How to Scale Programmatic SEO Without Duplicate Pages

Groops Team | 2026-05-11 | SEO

If you’ve ever watched a programmatic SEO project grow from 20 pages to 2,000 pages, you’ve probably hit the same problem: the pages start to look too similar. Even when the URLs are technically different, search engines and users can still read them as duplicates. That’s where how to scale programmatic SEO without duplicate pages becomes less of a theory and more of an operational system.

The goal isn’t to force every page into a completely different shape. It’s to make sure each page has a clear reason to exist, a distinct search intent, and enough unique information that it can stand on its own. That takes structure, not just more content.

In this guide, I’ll walk through a practical way to scale programmatic SEO without duplicate pages, including how to design templates, what data fields actually create uniqueness, and how to QA pages before they go live.

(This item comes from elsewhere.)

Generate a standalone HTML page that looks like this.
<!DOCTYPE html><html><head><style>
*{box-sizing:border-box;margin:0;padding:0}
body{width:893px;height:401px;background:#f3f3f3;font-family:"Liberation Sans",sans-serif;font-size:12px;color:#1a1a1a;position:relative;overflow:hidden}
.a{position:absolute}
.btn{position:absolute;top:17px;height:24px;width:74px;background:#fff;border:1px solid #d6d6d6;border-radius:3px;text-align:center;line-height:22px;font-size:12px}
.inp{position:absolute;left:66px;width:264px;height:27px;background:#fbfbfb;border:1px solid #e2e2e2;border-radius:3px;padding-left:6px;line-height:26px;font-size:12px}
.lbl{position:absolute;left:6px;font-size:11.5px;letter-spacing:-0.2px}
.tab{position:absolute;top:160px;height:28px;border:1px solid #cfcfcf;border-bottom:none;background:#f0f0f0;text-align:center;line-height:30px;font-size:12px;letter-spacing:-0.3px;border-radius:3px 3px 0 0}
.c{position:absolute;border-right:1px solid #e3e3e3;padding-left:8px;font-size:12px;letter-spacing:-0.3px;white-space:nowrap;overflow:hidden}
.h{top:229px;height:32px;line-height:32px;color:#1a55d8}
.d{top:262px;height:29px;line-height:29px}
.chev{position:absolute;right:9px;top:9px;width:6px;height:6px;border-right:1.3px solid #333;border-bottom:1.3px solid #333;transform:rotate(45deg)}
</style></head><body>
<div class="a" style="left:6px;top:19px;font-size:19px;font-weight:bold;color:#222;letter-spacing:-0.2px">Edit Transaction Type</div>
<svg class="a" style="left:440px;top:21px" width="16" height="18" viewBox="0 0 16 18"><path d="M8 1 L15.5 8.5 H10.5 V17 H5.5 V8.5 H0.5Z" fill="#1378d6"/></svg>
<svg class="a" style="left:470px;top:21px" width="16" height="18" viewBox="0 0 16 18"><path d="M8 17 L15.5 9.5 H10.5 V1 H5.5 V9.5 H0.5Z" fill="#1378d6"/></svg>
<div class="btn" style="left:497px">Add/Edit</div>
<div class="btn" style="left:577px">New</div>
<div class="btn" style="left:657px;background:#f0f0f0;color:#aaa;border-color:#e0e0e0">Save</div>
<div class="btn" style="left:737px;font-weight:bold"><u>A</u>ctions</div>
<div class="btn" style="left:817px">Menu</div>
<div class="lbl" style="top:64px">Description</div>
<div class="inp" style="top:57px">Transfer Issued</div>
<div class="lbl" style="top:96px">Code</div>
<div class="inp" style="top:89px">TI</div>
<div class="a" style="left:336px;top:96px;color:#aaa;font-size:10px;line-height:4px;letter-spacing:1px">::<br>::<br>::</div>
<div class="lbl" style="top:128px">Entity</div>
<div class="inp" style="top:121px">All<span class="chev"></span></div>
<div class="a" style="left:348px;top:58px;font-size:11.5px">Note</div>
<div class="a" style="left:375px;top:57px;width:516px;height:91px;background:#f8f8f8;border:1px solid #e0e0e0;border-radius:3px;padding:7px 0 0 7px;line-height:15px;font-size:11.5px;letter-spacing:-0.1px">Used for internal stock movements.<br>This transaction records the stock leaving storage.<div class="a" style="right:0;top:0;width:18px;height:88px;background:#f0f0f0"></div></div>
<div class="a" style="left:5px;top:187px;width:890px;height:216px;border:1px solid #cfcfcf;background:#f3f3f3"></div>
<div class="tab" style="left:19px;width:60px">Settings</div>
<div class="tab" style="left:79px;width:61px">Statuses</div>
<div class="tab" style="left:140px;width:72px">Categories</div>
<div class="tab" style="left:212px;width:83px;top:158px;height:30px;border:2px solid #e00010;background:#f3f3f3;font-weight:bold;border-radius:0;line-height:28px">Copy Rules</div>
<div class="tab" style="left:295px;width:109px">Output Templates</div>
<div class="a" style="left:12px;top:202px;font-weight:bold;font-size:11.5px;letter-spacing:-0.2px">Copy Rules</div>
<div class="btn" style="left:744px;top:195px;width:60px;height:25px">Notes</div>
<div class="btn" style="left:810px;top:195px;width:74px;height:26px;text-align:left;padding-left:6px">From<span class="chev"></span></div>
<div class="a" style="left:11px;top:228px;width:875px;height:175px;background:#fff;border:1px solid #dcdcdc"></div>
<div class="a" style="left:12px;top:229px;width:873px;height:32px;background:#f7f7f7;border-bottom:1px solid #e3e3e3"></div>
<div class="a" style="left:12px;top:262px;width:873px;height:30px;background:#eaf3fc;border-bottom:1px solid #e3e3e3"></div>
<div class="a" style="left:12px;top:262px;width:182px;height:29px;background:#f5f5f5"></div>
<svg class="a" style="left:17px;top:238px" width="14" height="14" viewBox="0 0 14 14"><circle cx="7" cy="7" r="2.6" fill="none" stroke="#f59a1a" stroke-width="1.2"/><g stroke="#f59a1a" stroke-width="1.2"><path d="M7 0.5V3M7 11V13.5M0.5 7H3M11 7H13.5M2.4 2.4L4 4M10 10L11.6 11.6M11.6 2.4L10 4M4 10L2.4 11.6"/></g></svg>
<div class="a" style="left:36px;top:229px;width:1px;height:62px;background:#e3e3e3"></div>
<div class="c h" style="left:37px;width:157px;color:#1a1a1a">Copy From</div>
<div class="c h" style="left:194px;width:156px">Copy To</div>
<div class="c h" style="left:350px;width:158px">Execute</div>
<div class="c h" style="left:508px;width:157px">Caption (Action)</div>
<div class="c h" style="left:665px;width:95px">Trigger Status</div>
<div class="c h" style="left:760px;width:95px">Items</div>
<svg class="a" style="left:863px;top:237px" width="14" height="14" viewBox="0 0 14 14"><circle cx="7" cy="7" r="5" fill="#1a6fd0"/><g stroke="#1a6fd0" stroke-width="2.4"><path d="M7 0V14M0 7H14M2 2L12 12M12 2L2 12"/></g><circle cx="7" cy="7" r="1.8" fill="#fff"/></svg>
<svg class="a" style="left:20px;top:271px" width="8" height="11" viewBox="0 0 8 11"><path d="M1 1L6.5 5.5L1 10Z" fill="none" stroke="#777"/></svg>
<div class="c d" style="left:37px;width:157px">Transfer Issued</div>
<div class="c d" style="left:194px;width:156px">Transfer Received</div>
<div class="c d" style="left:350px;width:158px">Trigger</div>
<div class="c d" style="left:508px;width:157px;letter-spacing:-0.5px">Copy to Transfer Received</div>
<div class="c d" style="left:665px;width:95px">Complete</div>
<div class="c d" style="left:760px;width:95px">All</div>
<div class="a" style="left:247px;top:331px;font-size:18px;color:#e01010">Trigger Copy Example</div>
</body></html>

Why duplicate pages happen in programmatic SEO

Most duplicate-page problems aren’t caused by a single bad decision. They usually come from a workflow that over-optimizes for speed and under-optimizes for variation.

Common causes include:

  • Template reuse with no meaningful data variation — every page has the same intro, same benefits, same CTA, and only the keyword changes.
  • Near-identical intent — pages target slightly different keywords, but the user is looking for the same thing.
  • Thin localizations — city, state, or category swaps without real local context.
  • Overlapping internal links and titles — pages are differentiated in the database, but not in the eyes of search engines.
  • Generated content without unique inputs — the model is asked to write a new page using the same prompt and same facts every time.

If you’re using a tool like Groops to generate SEO landing pages, the temptation is to add more pages first and refine later. That can work at a small scale, but once you grow, duplication becomes expensive. It wastes crawl budget, dilutes rankings, and makes editing a nightmare.

How to scale programmatic SEO without duplicate pages

The simplest way to avoid duplicate pages is to think in terms of page families. Each family targets a different intent, not just a different keyword variation.

For example, if you sell accounting software, these are different page families:

  • Software for freelancers
  • Software for agencies
  • Software for restaurants
  • Software for CPA firms

These are not interchangeable. They involve different workflows, objections, terminology, integrations, and proof points. That’s the kind of difference search engines can understand and users can feel.

Now compare that to pages like:

  • Best accounting software for agencies
  • Accounting software for marketing agencies
  • Agency accounting software

If those pages say the same thing with minor wording changes, they’re duplicates in practice even if the URLs differ.

Start with intent buckets, not keyword lists

Before you generate pages, group your ideas by intent. A good intent bucket usually answers one of these questions:

  • Who is this for?
  • Where is this used?
  • What problem does it solve?
  • What comparison or evaluation is happening?

This is where a lot of teams go wrong. They build a giant keyword list, then try to create one page per keyword. That creates overlap fast. Instead, map keywords to page families and decide which keyword is the primary target for each page.

Use distinct content blocks for each page family

A scalable template should have stable sections, but not identical substance in each section. The best-performing programmatic pages usually vary in these blocks:

  • Hero section — tailored headline and value proposition
  • Problem framing — specific pain points for that audience
  • Feature relevance — only the features that matter to that segment
  • Proof — testimonials, stats, examples, or case studies relevant to the group
  • FAQ — questions that differ by audience or location
  • CTA — matched to the stage of intent

If every page uses the same copy blocks, the only difference is the keyword insertion. That’s not enough.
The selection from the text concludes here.